Where I live there aren't actually that many NT properties nearby
that we haven't already been to 100 times and 2 of the closest ones actually charge you to get in EVEN if you're a member.
I live in a city with loads of free museums, galleries, parks and historical buildings so for me it's not worth it.
Eyes we couldn't even speak. Each room had a volunteer following us round.
DH was told off twice. Once because he mistakenly said a pot on the floor was a chamber pot, it apparently wasn't. Another time because he was joking with DD that a pot plant was 400 years old, and was told that it could well be 100 years old.
We've obviously had a couple of bad experiences lately. They could do with watching a couple of episodes of Horrible Histories IMO.
Got joint life membership when given some money by a big NT fan.
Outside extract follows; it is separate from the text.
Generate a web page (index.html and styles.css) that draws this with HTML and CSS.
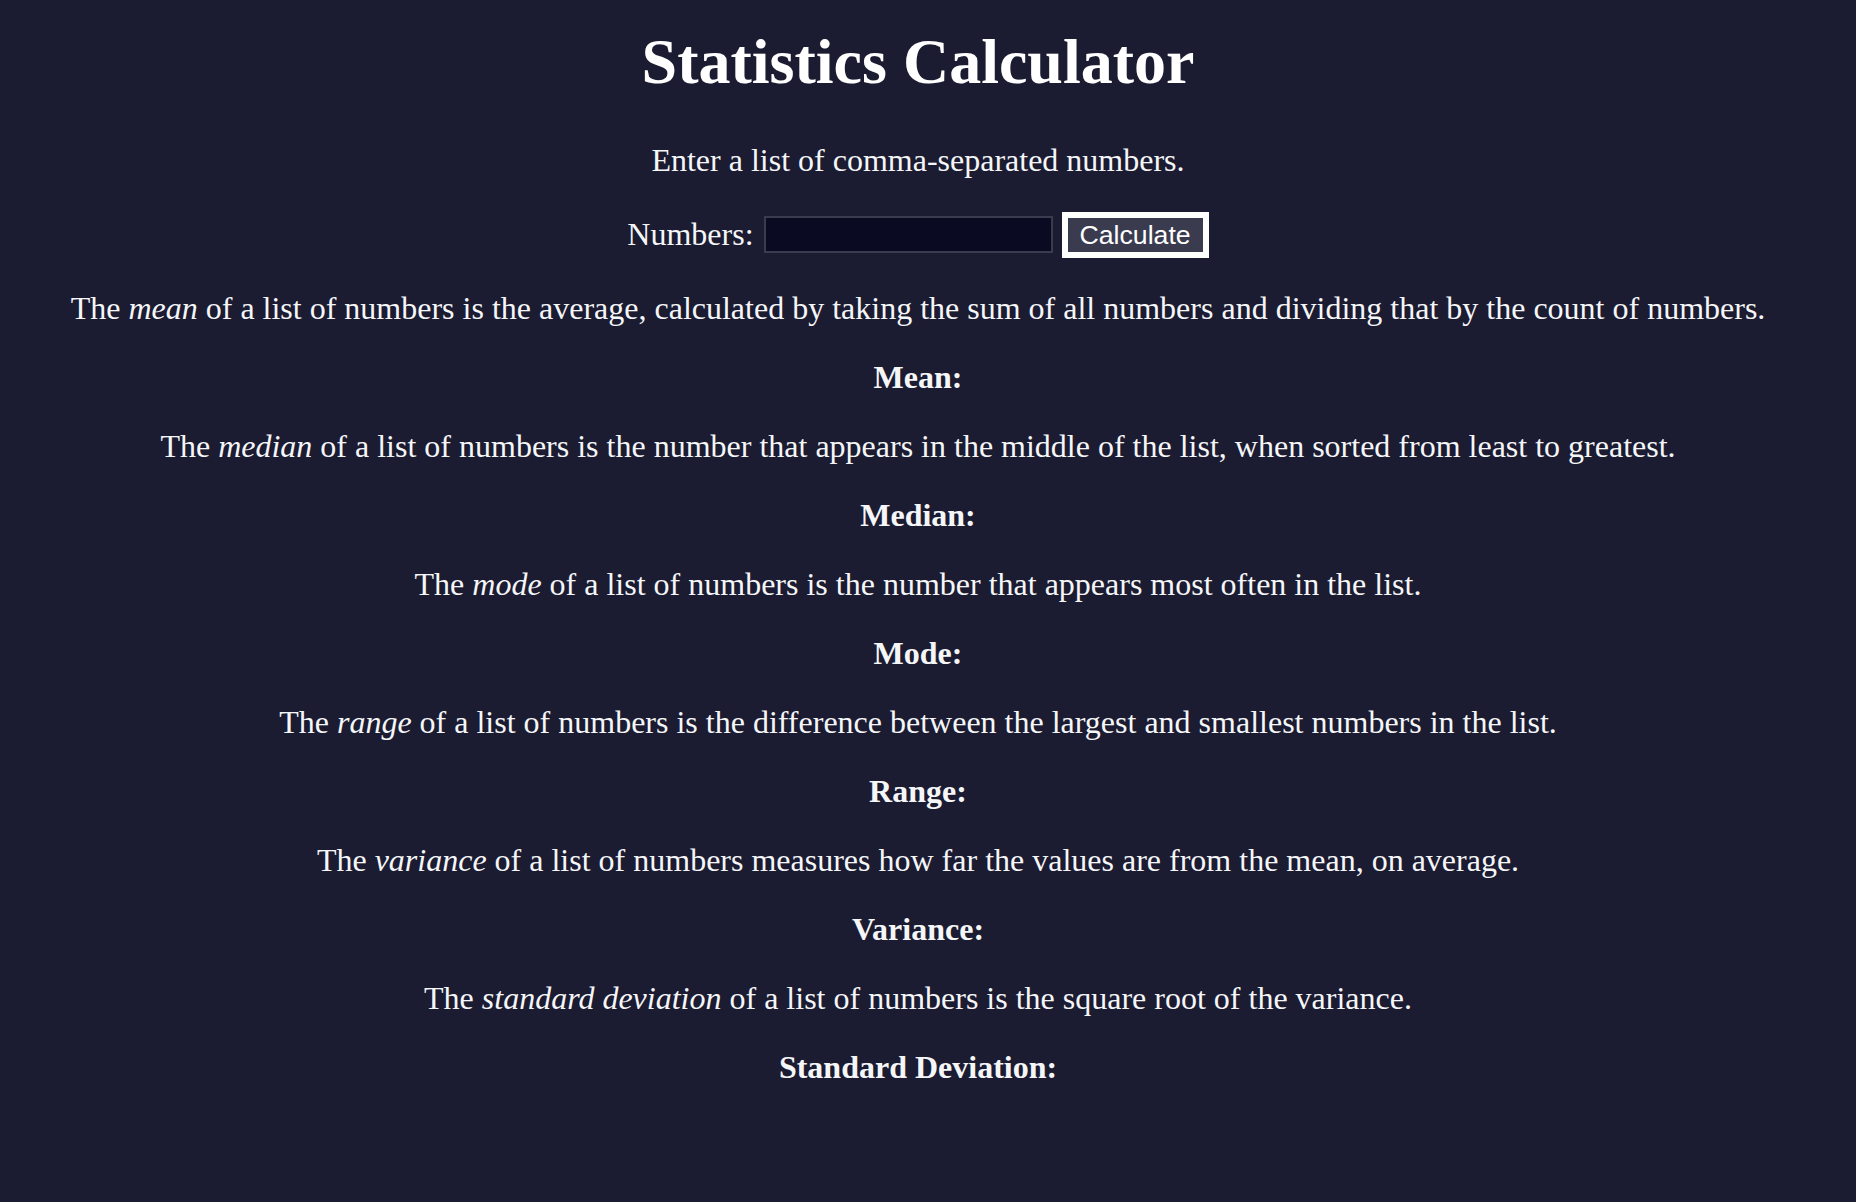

Love NT membership, and nice to feel we are visiting somewhere for free, especially when in new places.
Two best things...
Can bob in for a short time with no regrets.
Kids can run all over the lawns without fear of dog poo.
Oh, and I have never been pestered to buy membership.
It seems to depend on the property, some are absolutely great for kids and the volunteers bend over backwards to engage them. At other places, kids' every move is viewed with suspicious, lemon-sucking faces in case they break something just be breathing.
I assumed that the 50 things list was written to cover a range of ages. There probably aren't many 11 year olds who haven't done things like roll down a hill or play poohsticks, but it means that there are achievable goals for much younger children to join in.
YmayNBU but having recently discovered the NT has a property called Windy Horse Pump, I feel it definitely has some positives as an organisation
Dss were unimpressed at one where you could buy a football in the gift shop but no football allowed in the grounds.
Cant remember if these places have suggestions box.
Personally I would write[they might appreciate a letter!] to the house concerned, and suggest ways of improvement/mention hard sell and rude staff.
Caster8 I actually emailed after the hard sell incident. They replied saying 'sorry you had this experience, we will look into it'. So we did try.